= Supplied entries =
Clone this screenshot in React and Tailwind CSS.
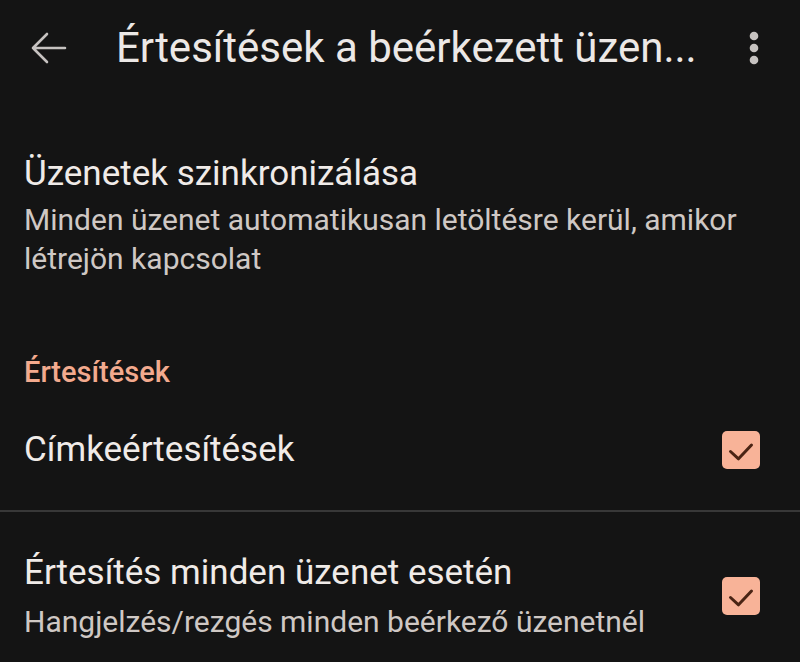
import React from "react";

function Checkbox() {
  return (
    <div className="w-[38px] h-[38px] rounded-[5px] bg-[#f8b398] flex items-center justify-center shrink-0">
      <svg width="38" height="38" viewBox="0 0 38 38" fill="none">
        <path d="M8.5 20.5l8 7.3L29.5 14" stroke="#4a2414" strokeWidth="3" strokeLinecap="round" strokeLinejoin="round" />
      </svg>
    </div>
  );
}

export default function App() {
  return (
    <div className="w-[800px] h-[662px] bg-[#141414] text-[#ece7e4] overflow-hidden" style={{ fontFamily: "Roboto, 'Noto Sans', sans-serif" }}>
      {/* top bar */}
      <div className="h-[96px] flex items-center pl-[29px] pr-[40px]">
        <svg width="38" height="34" viewBox="0 0 38 34" fill="none" className="shrink-0">
          <path d="M36 17H4M18 3L4 17l14 14" stroke="#c6c2c0" strokeWidth="2.6" strokeLinecap="round" strokeLinejoin="round" />
        </svg>
        <div className="ml-[49px] flex-1 text-[42px] leading-none text-[#ece8e6] whitespace-nowrap">
          Értesítések a beérkezett üzen...
        </div>
        <svg width="12" height="34" viewBox="0 0 12 34" className="shrink-0">
          <circle cx="6" cy="5" r="4.3" fill="#c6c2c0" />
          <circle cx="6" cy="17" r="4.3" fill="#c6c2c0" />
          <circle cx="6" cy="29" r="4.3" fill="#c6c2c0" />
        </svg>
      </div>

      {/* sync section */}
      <div className="px-[24px] pt-[56px]">
        <div className="text-[35px] leading-[44px] text-[#f0ebe8]">Üzenetek szinkronizálása</div>
        <div className="mt-[4px] text-[30px] leading-[39px] text-[#cfc8c4]">
          Minden üzenet automatikusan letöltésre kerül, amikor
          <br />
          létrejön kapcsolat
        </div>
      </div>

      {/* notifications header */}
      <div className="px-[24px] mt-[76px] text-[29px] leading-[36px] text-[#f3aa8e] font-medium">Értesítések</div>

      <div className="flex items-center justify-between pl-[24px] pr-[40px] h-[120px]">
        <div className="text-[35px] leading-[44px] text-[#f0ebe8]">Címkeértesítések</div>
        <Checkbox />
      </div>

      <div className="h-[2px] bg-[#383838]" />

      <div className="flex items-center justify-between pl-[24px] pr-[40px] pt-[39px]">
        <div>
          <div className="text-[35px] leading-[44px] text-[#f0ebe8]">Értesítés minden üzenet esetén</div>
          <div className="mt-[7px] text-[30px] leading-[39px] text-[#cfc8c4]">Hangjelzés/rezgés minden beérkező üzenetnél</div>
        </div>
        <Checkbox />
      </div>
    </div>
  );
}
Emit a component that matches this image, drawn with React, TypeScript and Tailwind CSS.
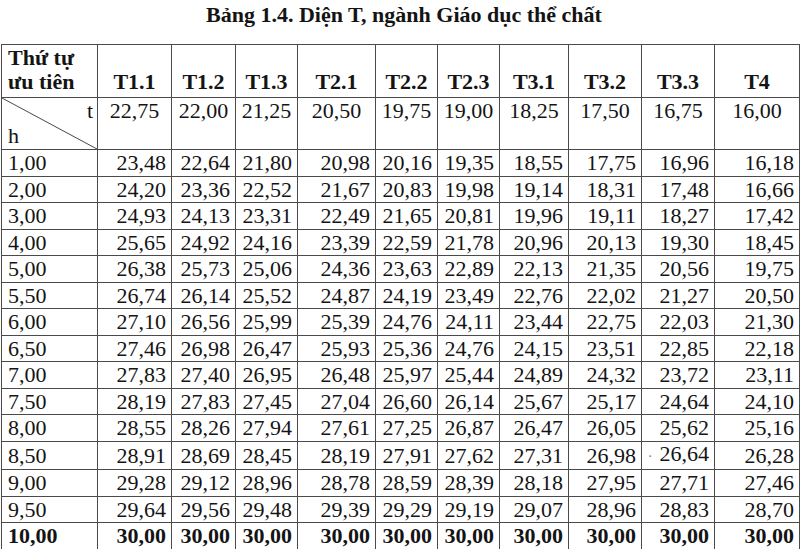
const cols = ['T1.1', 'T1.2', 'T1.3', 'T2.1', 'T2.2', 'T2.3', 'T3.1', 'T3.2', 'T3.3', 'T4'];
const widths = [96, 74, 64, 62, 78, 62, 62, 69, 73, 73, 85];
const tRow = ['22,75', '22,00', '21,25', '20,50', '19,75', '19,00', '18,25', '17,50', '16,75', '16,00'];

const rows: [string, string[]][] = [
  ['1,00', ['23,48', '22,64', '21,80', '20,98', '20,16', '19,35', '18,55', '17,75', '16,96', '16,18']],
  ['2,00', ['24,20', '23,36', '22,52', '21,67', '20,83', '19,98', '19,14', '18,31', '17,48', '16,66']],
  ['3,00', ['24,93', '24,13', '23,31', '22,49', '21,65', '20,81', '19,96', '19,11', '18,27', '17,42']],
  ['4,00', ['25,65', '24,92', '24,16', '23,39', '22,59', '21,78', '20,96', '20,13', '19,30', '18,45']],
  ['5,00', ['26,38', '25,73', '25,06', '24,36', '23,63', '22,89', '22,13', '21,35', '20,56', '19,75']],
  ['5,50', ['26,74', '26,14', '25,52', '24,87', '24,19', '23,49', '22,76', '22,02', '21,27', '20,50']],
  ['6,00', ['27,10', '26,56', '25,99', '25,39', '24,76', '24,11', '23,44', '22,75', '22,03', '21,30']],
  ['6,50', ['27,46', '26,98', '26,47', '25,93', '25,36', '24,76', '24,15', '23,51', '22,85', '22,18']],
  ['7,00', ['27,83', '27,40', '26,95', '26,48', '25,97', '25,44', '24,89', '24,32', '23,72', '23,11']],
  ['7,50', ['28,19', '27,83', '27,45', '27,04', '26,60', '26,14', '25,67', '25,17', '24,64', '24,10']],
  ['8,00', ['28,55', '28,26', '27,94', '27,61', '27,25', '26,87', '26,47', '26,05', '25,62', '25,16']],
  ['8,50', ['28,91', '28,69', '28,45', '28,19', '27,91', '27,62', '27,31', '26,98', '26,64', '26,28']],
  ['9,00', ['29,28', '29,12', '28,96', '28,78', '28,59', '28,39', '28,18', '27,95', '27,71', '27,46']],
  ['9,50', ['29,64', '29,56', '29,48', '29,39', '29,29', '29,19', '29,07', '28,96', '28,83', '28,70']],
  ['10,00', ['30,00', '30,00', '30,00', '30,00', '30,00', '30,00', '30,00', '30,00', '30,00', '30,00']],
];

export default function App() {
  return (
    <div
      className="w-[800px] h-[549px] bg-white text-[#141414] overflow-hidden"
      style={{ fontFamily: '"Liberation Serif", "Times New Roman", serif' }}
    >
      <div className="h-[44px] pt-[2px] text-center text-[22px] font-bold leading-[26px] pl-[8px]">
        Bảng 1.4. Diện T, ngành Giáo dục thể chất
      </div>
      <table className="ml-[1px] w-[798px] table-fixed border-collapse text-[22px]">
        <colgroup>
          {widths.map((w, i) => (
            <col key={i} style={{ width: w }} />
          ))}
        </colgroup>
        <tbody>
          <tr className="h-[53px]">
            <td className="border border-[#4a4a4a] align-bottom pl-[6px] pb-[3px] font-bold leading-[24px]">
              Thứ tự
              <br />
              ưu tiên
            </td>
            {cols.map((c) => (
              <td key={c} className="border border-[#4a4a4a] align-bottom text-center pb-[3px] font-bold leading-[24px]">
                {c}
              </td>
            ))}
          </tr>
          <tr className="h-[52px]">
            <td className="relative border border-[#4a4a4a] p-0">
              <svg className="absolute inset-0 w-full h-full" preserveAspectRatio="none" viewBox="0 0 96 52">
                <line x1="0" y1="0" x2="96" y2="52" stroke="#444" strokeWidth="1" />
              </svg>
              <span className="absolute right-[4px] top-[1px] leading-[24px]">t</span>
              <span className="absolute left-[6px] bottom-[1px] leading-[24px]">h</span>
            </td>
            {tRow.map((v, i) => (
              <td key={i} className="border border-[#4a4a4a] align-top text-center pt-[1px] leading-[24px]">
                {v}
              </td>
            ))}
          </tr>
          {rows.map(([h, vals], ri) => {
            const last = ri === rows.length - 1;
            return (
              <tr key={h} className={ri % 2 === 0 ? 'h-[27px]' : 'h-[26px]'}>
                <td className={`border border-[#4a4a4a] pl-[6px] leading-[24px] ${last ? 'font-bold' : ''}`}>{h}</td>
                {vals.map((v, i) => (
                  <td
                    key={i}
                    className={`border border-[#4a4a4a] text-right pr-[5px] leading-[24px] whitespace-nowrap ${last ? 'font-bold' : ''}`}
                  >
                    {h === '8,50' && i === 8 ? <span className="text-[14px] text-[#777] mr-[7px]">·</span> : null}
                    {v}
                  </td>
                ))}
              </tr>
            );
          })}
        </tbody>
      </table>
    </div>
  );
}
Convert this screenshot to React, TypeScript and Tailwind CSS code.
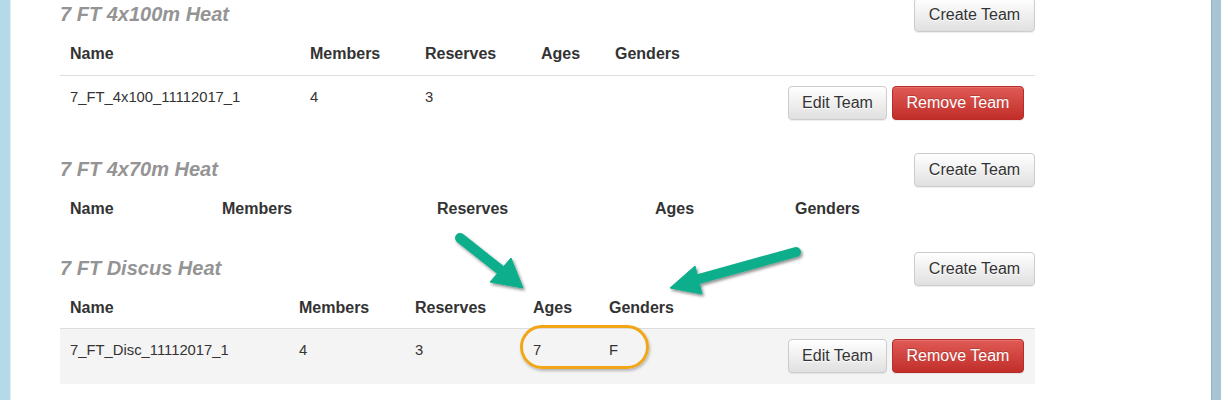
import React from "react";

type Row = { name: string; members: string; reserves: string; ages: string; genders: string };

type Section = {
  title: string;
  widths: number[];
  rows: Row[];
  shaded?: boolean;
};

const sections: Section[] = [
  {
    title: "7 FT 4x100m Heat",
    widths: [240, 115, 116, 74, 110],
    rows: [{ name: "7_FT_4x100_11112017_1", members: "4", reserves: "3", ages: "", genders: "" }],
  },
  {
    title: "7 FT 4x70m Heat",
    widths: [152, 215, 218, 140],
    rows: [],
  },
  {
    title: "7 FT Discus Heat",
    widths: [229, 116, 118, 76, 110],
    rows: [{ name: "7_FT_Disc_11112017_1", members: "4", reserves: "3", ages: "7", genders: "F" }],
    shaded: true,
  },
];

const btnDefault =
  "h-[34px] px-[13px] rounded-[4px] border border-[#ccc] bg-[linear-gradient(to_bottom,#ffffff,#e0e0e0)] text-[16px] leading-none text-[#333] [text-shadow:0_1px_0_#fff] shadow-[inset_0_1px_0_rgba(255,255,255,0.15),0_1px_1px_rgba(0,0,0,0.075)]";
const btnDanger =
  "h-[34px] px-[13px] rounded-[4px] border border-[#b92c28] bg-[linear-gradient(to_bottom,#e05a55,#c12e2a)] text-[16px] leading-none text-white [text-shadow:0_-1px_0_rgba(0,0,0,0.2)] shadow-[inset_0_1px_0_rgba(255,255,255,0.15),0_1px_1px_rgba(0,0,0,0.075)]";

function HeatSection({ s, first }: { s: Section; first?: boolean }) {
  const hasActions = s.widths.length === 5;
  return (
    <div className={first ? "-mt-[2px] mb-[22px]" : "mb-[22px]"}>
      <div className="flex items-center justify-between h-[34px]">
        <h4 className="text-[20px] leading-[22px] font-bold italic text-[#949494] mb-[2px]">{s.title}</h4>
        <button className={btnDefault + " w-[121px]"}>Create Team</button>
      </div>
      <table className="w-full table-fixed border-collapse">
        <colgroup>
          {s.widths.map((w, i) => (
            <col key={i} style={{ width: w }} />
          ))}
          <col />
        </colgroup>
        <thead>
          <tr className="h-[43px]">
            {["Name", "Members", "Reserves", "Ages", "Genders"].map((h) => (
              <th key={h} className="px-[10px] pt-[2px] text-left align-middle text-[16px] leading-[22px] font-bold text-[#333]">
                {h}
              </th>
            ))}
            {hasActions && <th />}
          </tr>
        </thead>
        <tbody>
          {s.rows.map((r) => (
            <tr key={r.name} className={s.shaded ? "bg-[#f4f4f4]" : ""}>
              {[r.name, r.members, r.reserves, r.ages, r.genders].map((v, i) => (
                <td
                  key={i}
                  className="border-t border-[#ddd] px-[10px] pt-[11px] pb-[10px] align-top text-[14.8px] leading-[20px] text-[#333] whitespace-nowrap"
                >
                  {v}
                </td>
              ))}
              <td className="border-t border-[#ddd] pl-[10px] pr-[11px] pt-[10px] pb-[11px] align-top">
                <div className="flex justify-end gap-[5px]">
                  <button className={btnDefault + " w-[99px]"}>Edit Team</button>
                  <button className={btnDanger + " w-[132px]"}>Remove Team</button>
                </div>
              </td>
            </tr>
          ))}
        </tbody>
      </table>
    </div>
  );
}

function Callouts() {
  const green = "#0aae8c";
  return (
    <>
      <svg className="absolute left-0 top-0 pointer-events-none" width="1221" height="400" viewBox="0 0 1221 400">
        <defs>
          <filter id="arrowShadow" x="-20%" y="-20%" width="140%" height="140%">
            <feDropShadow dx="1.5" dy="2" stdDeviation="1.6" floodColor="#000" floodOpacity="0.45" />
          </filter>
        </defs>
        <g filter="url(#arrowShadow)" fill={green} stroke={green}>
          {/* arrow pointing down-right at the Ages column */}
          <line x1="460" y1="238" x2="503" y2="272" strokeWidth="10" strokeLinecap="round" />
          <polygon points="523,288 490,282 511,258" strokeWidth="1" strokeLinejoin="round" />
          {/* arrow pointing left at the Genders column */}
          <line x1="796" y1="252" x2="695" y2="280" strokeWidth="10" strokeLinecap="round" />
          <polygon points="670,288 695,266 702,294" strokeWidth="1" strokeLinejoin="round" />
        </g>
      </svg>
      <div className="absolute left-[520px] top-[325px] w-[129px] h-[44px] rounded-[22px] border-[3px] border-[#f2a515] shadow-[1px_2px_3px_rgba(0,0,0,0.25)] pointer-events-none" />
    </>
  );
}

export default function App() {
  return (
    <div
      className="relative flex w-[1221px] h-[400px] overflow-hidden bg-white"
      style={{ fontFamily: '"Liberation Sans", Arial, sans-serif' }}
    >
      <div className="w-[11px] shrink-0 bg-[#b5d9e9] border-r border-[#dcf0f8]" />
      <main className="flex-1 bg-white pl-[49px]">
        <div className="w-[975px]">
          {sections.map((s, i) => (
            <HeatSection key={s.title} s={s} first={i === 0} />
          ))}
        </div>
      </main>
      <div className="w-[10px] shrink-0 bg-[#a7c5d2] border-l border-[#8fb1c0]" />
      <Callouts />
    </div>
  );
}
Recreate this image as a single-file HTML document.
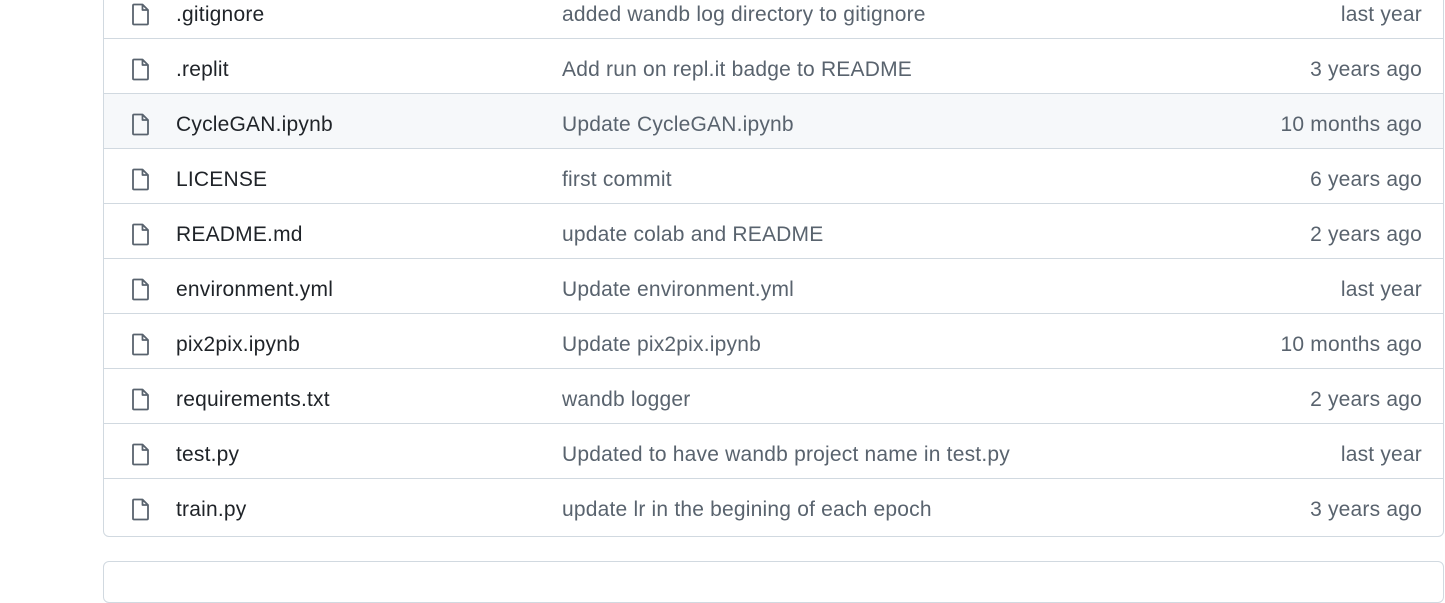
<!DOCTYPE html>
<html><head><style>
body{margin:0;width:1445px;height:563px;background:#fff;overflow:hidden;position:relative;font-family:"Liberation Sans",sans-serif;}
.box{position:absolute;left:103px;top:-17px;width:1339px;height:552px;border:1px solid #d1d9e0;border-radius:6px;overflow:hidden;}
.row{position:relative;height:54px;border-top:1px solid #d1d9e0;}
.row:first-child{border-top:none;}
.row.h{background:#f6f8fa;}
.row svg{position:absolute;left:25px;top:18px;}
.n,.m,.t{position:absolute;top:19px;font-size:21px;letter-spacing:0.2px;line-height:24px;}
.n{left:72px;color:#1f2328;}
.m{left:458px;color:#59636e;}
.t{right:21px;color:#59636e;}
.box2{position:absolute;left:103px;top:561px;width:1339px;height:40px;border:1px solid #d1d9e0;border-radius:6px;}
</style></head><body>
<div class="box">
<div class="row"><svg width="24" height="24" viewBox="0 0 24 24"><path d="M5 2.5h8.5l5.5 5.5v13.5a1 1 0 0 1-1 1H5a1 1 0 0 1-1-1v-18a1 1 0 0 1 1-1zM13.5 2.5v5.5h5.5" fill="none" stroke="#59636e" stroke-width="1.8" stroke-linejoin="round"/></svg><span class="n">.gitignore</span><span class="m">added wandb log directory to gitignore</span><span class="t">last year</span></div>
<div class="row"><svg width="24" height="24" viewBox="0 0 24 24"><path d="M5 2.5h8.5l5.5 5.5v13.5a1 1 0 0 1-1 1H5a1 1 0 0 1-1-1v-18a1 1 0 0 1 1-1zM13.5 2.5v5.5h5.5" fill="none" stroke="#59636e" stroke-width="1.8" stroke-linejoin="round"/></svg><span class="n">.replit</span><span class="m">Add run on repl.it badge to README</span><span class="t">3 years ago</span></div>
<div class="row h"><svg width="24" height="24" viewBox="0 0 24 24"><path d="M5 2.5h8.5l5.5 5.5v13.5a1 1 0 0 1-1 1H5a1 1 0 0 1-1-1v-18a1 1 0 0 1 1-1zM13.5 2.5v5.5h5.5" fill="none" stroke="#59636e" stroke-width="1.8" stroke-linejoin="round"/></svg><span class="n">CycleGAN.ipynb</span><span class="m">Update CycleGAN.ipynb</span><span class="t">10 months ago</span></div>
<div class="row"><svg width="24" height="24" viewBox="0 0 24 24"><path d="M5 2.5h8.5l5.5 5.5v13.5a1 1 0 0 1-1 1H5a1 1 0 0 1-1-1v-18a1 1 0 0 1 1-1zM13.5 2.5v5.5h5.5" fill="none" stroke="#59636e" stroke-width="1.8" stroke-linejoin="round"/></svg><span class="n">LICENSE</span><span class="m">first commit</span><span class="t">6 years ago</span></div>
<div class="row"><svg width="24" height="24" viewBox="0 0 24 24"><path d="M5 2.5h8.5l5.5 5.5v13.5a1 1 0 0 1-1 1H5a1 1 0 0 1-1-1v-18a1 1 0 0 1 1-1zM13.5 2.5v5.5h5.5" fill="none" stroke="#59636e" stroke-width="1.8" stroke-linejoin="round"/></svg><span class="n">README.md</span><span class="m">update colab and README</span><span class="t">2 years ago</span></div>
<div class="row"><svg width="24" height="24" viewBox="0 0 24 24"><path d="M5 2.5h8.5l5.5 5.5v13.5a1 1 0 0 1-1 1H5a1 1 0 0 1-1-1v-18a1 1 0 0 1 1-1zM13.5 2.5v5.5h5.5" fill="none" stroke="#59636e" stroke-width="1.8" stroke-linejoin="round"/></svg><span class="n">environment.yml</span><span class="m">Update environment.yml</span><span class="t">last year</span></div>
<div class="row"><svg width="24" height="24" viewBox="0 0 24 24"><path d="M5 2.5h8.5l5.5 5.5v13.5a1 1 0 0 1-1 1H5a1 1 0 0 1-1-1v-18a1 1 0 0 1 1-1zM13.5 2.5v5.5h5.5" fill="none" stroke="#59636e" stroke-width="1.8" stroke-linejoin="round"/></svg><span class="n">pix2pix.ipynb</span><span class="m">Update pix2pix.ipynb</span><span class="t">10 months ago</span></div>
<div class="row"><svg width="24" height="24" viewBox="0 0 24 24"><path d="M5 2.5h8.5l5.5 5.5v13.5a1 1 0 0 1-1 1H5a1 1 0 0 1-1-1v-18a1 1 0 0 1 1-1zM13.5 2.5v5.5h5.5" fill="none" stroke="#59636e" stroke-width="1.8" stroke-linejoin="round"/></svg><span class="n">requirements.txt</span><span class="m">wandb logger</span><span class="t">2 years ago</span></div>
<div class="row"><svg width="24" height="24" viewBox="0 0 24 24"><path d="M5 2.5h8.5l5.5 5.5v13.5a1 1 0 0 1-1 1H5a1 1 0 0 1-1-1v-18a1 1 0 0 1 1-1zM13.5 2.5v5.5h5.5" fill="none" stroke="#59636e" stroke-width="1.8" stroke-linejoin="round"/></svg><span class="n">test.py</span><span class="m">Updated to have wandb project name in test.py</span><span class="t">last year</span></div>
<div class="row"><svg width="24" height="24" viewBox="0 0 24 24"><path d="M5 2.5h8.5l5.5 5.5v13.5a1 1 0 0 1-1 1H5a1 1 0 0 1-1-1v-18a1 1 0 0 1 1-1zM13.5 2.5v5.5h5.5" fill="none" stroke="#59636e" stroke-width="1.8" stroke-linejoin="round"/></svg><span class="n">train.py</span><span class="m">update lr in the begining of each epoch</span><span class="t">3 years ago</span></div>
</div>
<div class="box2"></div>
</body></html>
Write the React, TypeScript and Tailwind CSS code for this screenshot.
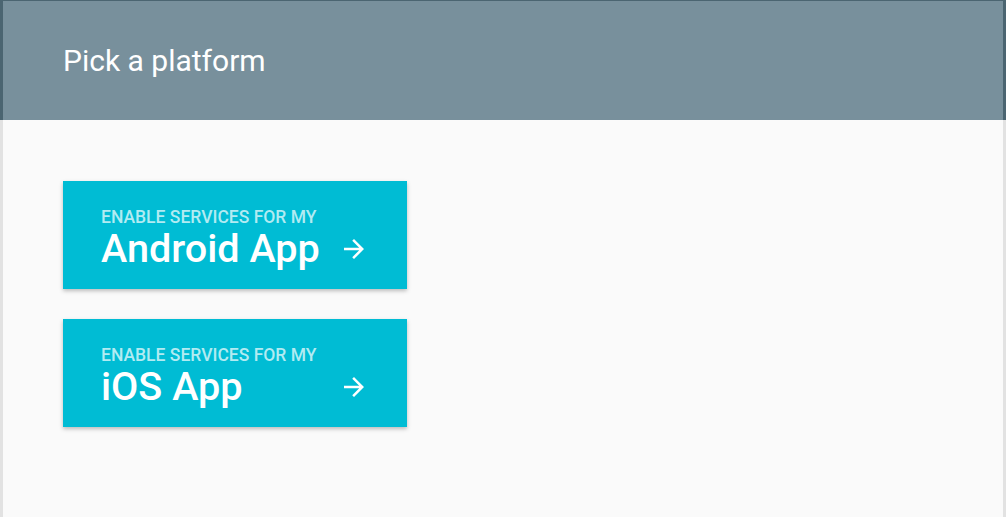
import React from "react";
import { MdArrowForward } from "react-icons/md";

function PlatformCard({ name }: { name: string }) {
  return (
    <button className="flex w-[344px] h-[108px] flex-col items-start bg-[#00bcd4] pl-[38px] pr-[38px] pt-[27px] text-left shadow-[0_2px_4px_rgba(0,0,0,0.25)]">
      <span className="text-[17.5px] leading-[19px] font-medium text-[#b2ebf2]">
        ENABLE SERVICES FOR MY
      </span>
      <span className="flex w-full items-center justify-between">
        <span className="text-[39.6px] leading-[43px] font-medium text-white">{name}</span>
        <MdArrowForward className="text-white" size={30} />
      </span>
    </button>
  );
}

export default function App() {
  return (
    <div
      className="flex h-[517px] w-[1006px] flex-col"
      style={{ fontFamily: "Roboto, 'Noto Sans', sans-serif" }}
    >
      <header className="flex h-[120px] items-center border-x-[3px] border-t border-[#4b6571] bg-[#78909c] pl-[60px]">
        <h1 className="text-[30px] text-white">Pick a platform</h1>
      </header>
      <main className="flex flex-1 flex-col gap-[30px] border-x-[3px] border-[#e2e2e2] bg-[#fafafa] pl-[60px] pt-[61px]">
        <PlatformCard name="Android App" />
        <PlatformCard name="iOS App" />
      </main>
    </div>
  );
}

= Request =
Up to and including the line with "mt-[76px] text-[29px] leading-[36px]", copy the data above from its first line. Skip pictures.

= Solution for this problem =
Clone this screenshot in React and Tailwind CSS.
import React from "react";

function Checkbox() {
  return (
    <div className="w-[38px] h-[38px] rounded-[5px] bg-[#f8b398] flex items-center justify-center shrink-0">
      <svg width="38" height="38" viewBox="0 0 38 38" fill="none">
        <path d="M8.5 20.5l8 7.3L29.5 14" stroke="#4a2414" strokeWidth="3" strokeLinecap="round" strokeLinejoin="round" />
      </svg>
    </div>
  );
}

export default function App() {
  return (
    <div className="w-[800px] h-[662px] bg-[#141414] text-[#ece7e4] overflow-hidden" style={{ fontFamily: "Roboto, 'Noto Sans', sans-serif" }}>
      {/* top bar */}
      <div className="h-[96px] flex items-center pl-[29px] pr-[40px]">
        <svg width="38" height="34" viewBox="0 0 38 34" fill="none" className="shrink-0">
          <path d="M36 17H4M18 3L4 17l14 14" stroke="#c6c2c0" strokeWidth="2.6" strokeLinecap="round" strokeLinejoin="round" />
        </svg>
        <div className="ml-[49px] flex-1 text-[42px] leading-none text-[#ece8e6] whitespace-nowrap">
          Értesítések a beérkezett üzen...
        </div>
        <svg width="12" height="34" viewBox="0 0 12 34" className="shrink-0">
          <circle cx="6" cy="5" r="4.3" fill="#c6c2c0" />
          <circle cx="6" cy="17" r="4.3" fill="#c6c2c0" />
          <circle cx="6" cy="29" r="4.3" fill="#c6c2c0" />
        </svg>
      </div>

      {/* sync section */}
      <div className="px-[24px] pt-[56px]">
        <div className="text-[35px] leading-[44px] text-[#f0ebe8]">Üzenetek szinkronizálása</div>
        <div className="mt-[4px] text-[30px] leading-[39px] text-[#cfc8c4]">
          Minden üzenet automatikusan letöltésre kerül, amikor
          <br />
          létrejön kapcsolat
        </div>
      </div>

      {/* notifications header */}
      <div className="px-[24px] mt-[76px] text-[29px] leading-[36px] text-[#f3aa8e] font-medium">Értesítések</div>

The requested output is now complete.